The 155th Separate Guards Marine Brigade () is a brigade-sized formation of the Russian Naval Infantry.  It is located in the city of Vladivostok and the village of Slovianka, Primorsky Krai.  It is part of the Pacific Fleet.

In 2022, the brigade took part in a full-scale Russian invasion of Ukraine, where it fought near Kyiv.

History 
The 155th Separate Naval Infantry Brigade was created on December 1, 2009, by reorganizing the 55th Naval Infantry Division, which was created in 1968.

War in Chechnya 
The 155th Separate Marine Brigade performed combat missions in Chechnya during the First Russian-Chechen War.  First, the 165th Marine Regiment was sent, followed by the consolidated 106th Marine Regiment, which operated in the foothills and mountainous regions of Chechnya.  More than 2,400 servicemen were awarded orders and medals, 63 infantrymen died in battle, and five of them became a Hero of the Russian Federation.

During the Russian intervention in Syria, the 155th brigade provided support and cover to the PKS aviation group as part of the Permanent Operational Unit of the Russian Navy.

2022 Russian Invasion of Ukraine 
Starting in 2022, the brigade took part in the Russian invasion of Ukraine.

On March 13, journalist Roman Tsimbalyuk reported on the brigade's significant losses in the battles: "about 600 servicemen killed and the same number wounded".

On March 19, the General Staff of the Armed Forces of Ukraine reported that separate units of the 155th Separate Naval Infantry Brigade and the 40th Naval Infantry Brigade (Petropavlovsk-Kamchatsky) were transferred to the territory of Belarus to replace the losses of the Eastern Military District.

On March 28, President Putin assigned the brigade the rank of guards, at the same time as the 126th Coastal Defense Brigade.

On April 3–4, 2022, units of the Russian Armed Forces that committed war crimes during the occupation of settlements near Kyiv.
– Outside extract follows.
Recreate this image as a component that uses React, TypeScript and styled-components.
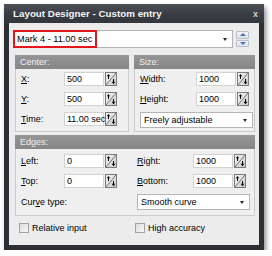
import React from "react";
import styled, { createGlobalStyle } from "styled-components";

const Global = createGlobalStyle`
  html, body { margin: 0; padding: 0; background: #ffffff; }
  body { font-family: "Liberation Sans", Arial, sans-serif; font-size: 9px; color: #000; }
`;

const Page = styled.div`
  padding: 4px 0 0 4px;
`;

const Window = styled.div`
  width: 260px;
  height: 246px;
  box-sizing: border-box;
  background: #2c2f34;
  padding: 0 5px 5px 5px;
  display: flex;
  flex-direction: column;
  box-shadow: 2px 3px 5px rgba(0, 0, 0, 0.45);
  border-radius: 2px 2px 0 0;
`;

const TitleBar = styled.div`
  height: 19px;
  flex: none;
  display: flex;
  align-items: center;
  justify-content: space-between;
  background: linear-gradient(#4c5057, #383b41 60%, #33363b);
  margin: 0 -5px;
  padding-left: 9px;
  padding-right: 6px;
`;

const Title = styled.span`
  color: #f4f4f4;
  font-weight: bold;
  font-size: 9.8px;
`;

const Close = styled.span`
  color: #d0d0d0;
  font-weight: bold;
  font-size: 9px;
`;

const Body = styled.div`
  flex: 1;
  background: #ececec;
  display: flex;
  flex-direction: column;
  padding: 7px 4px 0 6px;
`;

const TopRow = styled.div`
  display: flex;
  align-items: center;
  margin-left: -2px;
  gap: 3px;
  height: 18px;
`;

const Combo = styled.div<{ $w?: number }>`
  display: flex;
  align-items: center;
  box-sizing: border-box;
  height: ${(p) => (p.$w ? 16 : 18)}px;
  ${(p) => (p.$w ? `width: ${p.$w}px;` : "flex: none; width: 220px;")}
  background: #fff;
  border: 1px solid #b4b4b4;
  padding-right: 5px;
`;

const ComboText = styled.span`
  flex: 1;
  padding-left: 3px;
  white-space: nowrap;
`;

const Highlight = styled.span`
  display: flex;
  align-items: center;
  height: 18px;
  box-sizing: border-box;
  margin: -1px 0 -1px -1px;
  border: 2px solid #e3161c;
  padding: 0 3px 0 2px;
  white-space: nowrap;
  font-size: 9.2px;
`;

const Spacer = styled.span`
  flex: 1;
`;

const Arrow = styled.span`
  width: 0;
  height: 0;
  border-left: 2.5px solid transparent;
  border-right: 2.5px solid transparent;
  border-top: 3px solid #222;
`;

const SpinPair = styled.div`
  display: flex;
  flex-direction: column;
  gap: 1px;
  width: 13px;
  height: 16px;
`;

const SpinHalf = styled.div`
  flex: 1;
  display: flex;
  align-items: center;
  justify-content: center;
  background: linear-gradient(#f2f4f8, #dde2ea);
  border: 1px solid #b9bfc9;
  border-radius: 1px;
`;

const Tri = styled.span<{ $up?: boolean }>`
  width: 0;
  height: 0;
  border-left: 3px solid transparent;
  border-right: 3px solid transparent;
  ${(p) => (p.$up ? "border-bottom: 3px solid #4a6fc0;" : "border-top: 3px solid #4a6fc0;")}
`;

const Groups = styled.div<{ $mt: number }>`
  display: flex;
  gap: 5px;
  margin-top: ${(p) => p.$mt}px;
`;

const Group = styled.div<{ $w?: number }>`
  ${(p) => (p.$w ? `width: ${p.$w}px; flex: none;` : "flex: 1;")}
  border: 1px solid #cbcbcb;
  border-top: none;
  background: #efefef;
  display: flex;
  flex-direction: column;
`;

const GroupHeader = styled.div`
  height: 14px;
  background: linear-gradient(#959595, #868686);
  color: #f0f0f0;
  padding-left: 5px;
  display: flex;
  align-items: center;
  margin: 0 -1px;
`;

const GroupBody = styled.div`
  display: flex;
  flex-direction: column;
  gap: 6px;
  padding: 3px 0 3px 5px;
`;

const Row = styled.div<{ $label: number }>`
  display: grid;
  grid-template-columns: ${(p) => p.$label}px 40px 12px;
  column-gap: 1px;
  align-items: center;
  height: 14px;
`;

const Label = styled.span`
  white-space: nowrap;
`;

const Input = styled.div`
  box-sizing: border-box;
  height: 14px;
  background: #fff;
  border: 1px solid #d2d2d2;
  padding-left: 2px;
  display: flex;
  align-items: center;
  white-space: nowrap;
`;

const SpinBtn = styled.span`
  display: block;
  width: 12px;
  height: 14px;
  position: relative;
`;

const EdgesGrid = styled.div`
  display: grid;
  grid-template-columns: 111px 1fr;
  column-gap: 5px;
  row-gap: 6px;
  padding: 5px 0 5px 5px;
`;

const Cell = styled.div`
  display: flex;
  align-items: center;
`;

const CheckRow = styled.div`
  display: grid;
  grid-template-columns: 116px 1fr;
  padding: 7px 0 0 4px;
`;

const Check = styled.label`
  display: flex;
  align-items: center;
  gap: 3px;
`;

const Box = styled.span`
  width: 8px;
  height: 8px;
  border: 1px solid #a2a2a2;
  background: linear-gradient(135deg, #dcdcdc, #f8f8f8);
`;

const U = styled.span`
  text-decoration: underline;
`;

const SpinIcon = () => (
  <SpinBtn>
    <svg width="12" height="14" viewBox="0 0 12 14">
      <defs>
        <linearGradient id="sg" x1="0" y1="0" x2="1" y2="1">
          <stop offset="0" stopColor="#f6f6f6" />
          <stop offset="1" stopColor="#c9c9c9" />
        </linearGradient>
      </defs>
      <rect x="0.5" y="0.5" width="11" height="13" fill="url(#sg)" stroke="#7c7c7c" />
      <line x1="1" y1="13" x2="11" y2="1" stroke="#555" strokeWidth="0.8" />
      <path d="M3.5 2 L1.8 4.3 H3 V7 H4 V4.3 H5.2 Z" fill="#000" />
      <path d="M8.5 12.3 L6.6 9.8 H8 V7 H9 V9.8 H10.4 Z" fill="#000" />
    </svg>
  </SpinBtn>
);

type FieldProps = { label: React.ReactNode; value: string; lw: number };
const Field = ({ label, value, lw }: FieldProps) => (
  <Row $label={lw}>
    <Label>{label}</Label>
    <Input>{value}</Input>
    <SpinIcon />
  </Row>
);

export default function App() {
  return (
    <>
      <Global />
      <Page>
        <Window>
          <TitleBar>
            <Title>Layout Designer - Custom entry</Title>
            <Close>x</Close>
          </TitleBar>
          <Body>
            <TopRow>
              <Combo>
                <Highlight>Mark 4 - 11.00 sec</Highlight>
                <Spacer />
                <Arrow />
              </Combo>
              <SpinPair>
                <SpinHalf>
                  <Tri $up />
                </SpinHalf>
                <SpinHalf>
                  <Tri />
                </SpinHalf>
              </SpinPair>
            </TopRow>
            <Groups $mt={7}>
              <Group $w={112}>
                <GroupHeader>Center:</GroupHeader>
                <GroupBody>
                  <Field lw={42} label={<><U>X</U>:</>} value="500" />
                  <Field lw={42} label={<><U>Y</U>:</>} value="500" />
                  <Field lw={42} label={<><U>T</U>ime:</>} value="11.00 sec" />
                </GroupBody>
              </Group>
              <Group>
                <GroupHeader>Size:</GroupHeader>
                <GroupBody>
                  <Field lw={55} label={<><U>W</U>idth:</>} value="1000" />
                  <Field lw={55} label={<><U>H</U>eight:</>} value="1000" />
                  <Combo $w={113}>
                    <ComboText>Freely adjustable</ComboText>
                    <Arrow />
                  </Combo>
                </GroupBody>
              </Group>
            </Groups>
            <Groups $mt={3}>
              <Group>
                <GroupHeader>Edges:</GroupHeader>
                <EdgesGrid>
                  <Field lw={42} label={<><U>L</U>eft:</>} value="0" />
                  <Field lw={55} label={<><U>R</U>ight:</>} value="1000" />
                  <Field lw={42} label={<><U>T</U>op:</>} value="0" />
                  <Field lw={55} label={<><U>B</U>ottom:</>} value="1000" />
                  <Cell>
                    <Label>
                      Cur<U>v</U>e type:
                    </Label>
                  </Cell>
                  <Cell>
                    <Combo $w={113}>
                      <ComboText>Smooth curve</ComboText>
                      <Arrow />
                    </Combo>
                  </Cell>
                </EdgesGrid>
              </Group>
            </Groups>
            <CheckRow>
              <Check>
                <Box />
                Relative input
              </Check>
              <Check>
                <Box />
                High accuracy
              </Check>
            </CheckRow>
          </Body>
        </Window>
      </Page>
    </>
  );
}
The 155th brigade occupied the area of the town of Ivankiv — the village of Rozvazhiv in the Vyshgorod district of the Kyiv region.

In early November 2022, there were reports of heavy losses in the brigade in battles in the Pavlivka area near Vuhledar in the Donetsk region.  The servicemen of the brigade and Russian propagandists wrote an open letter, addressing Putin, in which they claimed that in four days they had lost "about 300 people killed, wounded and missing" due to the fault of the command - General Muradov and Akhmedov - and asked to send an independent commission, not associated with the Ministry of Defense of the Russian Federation.

In early February 2023, the 155th brigade again suffered heavy losses during the offensive on Vuhledar.  Video recordings of one combat encounter show about 30 destroyed Russian combat vehicles:  13 destroyed tanks and 12 BMPs are about half of the Russian tank battalion.  Ossetian military correspondents tried to place the blame for tactical failures on the higher command, in particular again on General Muradov. However, the footage shows Russian forces engaged in ineffective operations, showing that the 155th Brigade appears to be made up of freshly mobilized soldiers who are poorly trained.

Composition

2019 

 59th separate marine infantry battalion (Slovyanka village);
 47th Separate Assault Battalion;
 287th separate self-propelled artillery division (Slovyanka village);
 288th Anti-Aircraft Missile Artillery Division;

Losses 
It is known about the loss of 74 people in the 155th Separate Marine Brigade who were killed during the invasion of Ukraine as of September 2022.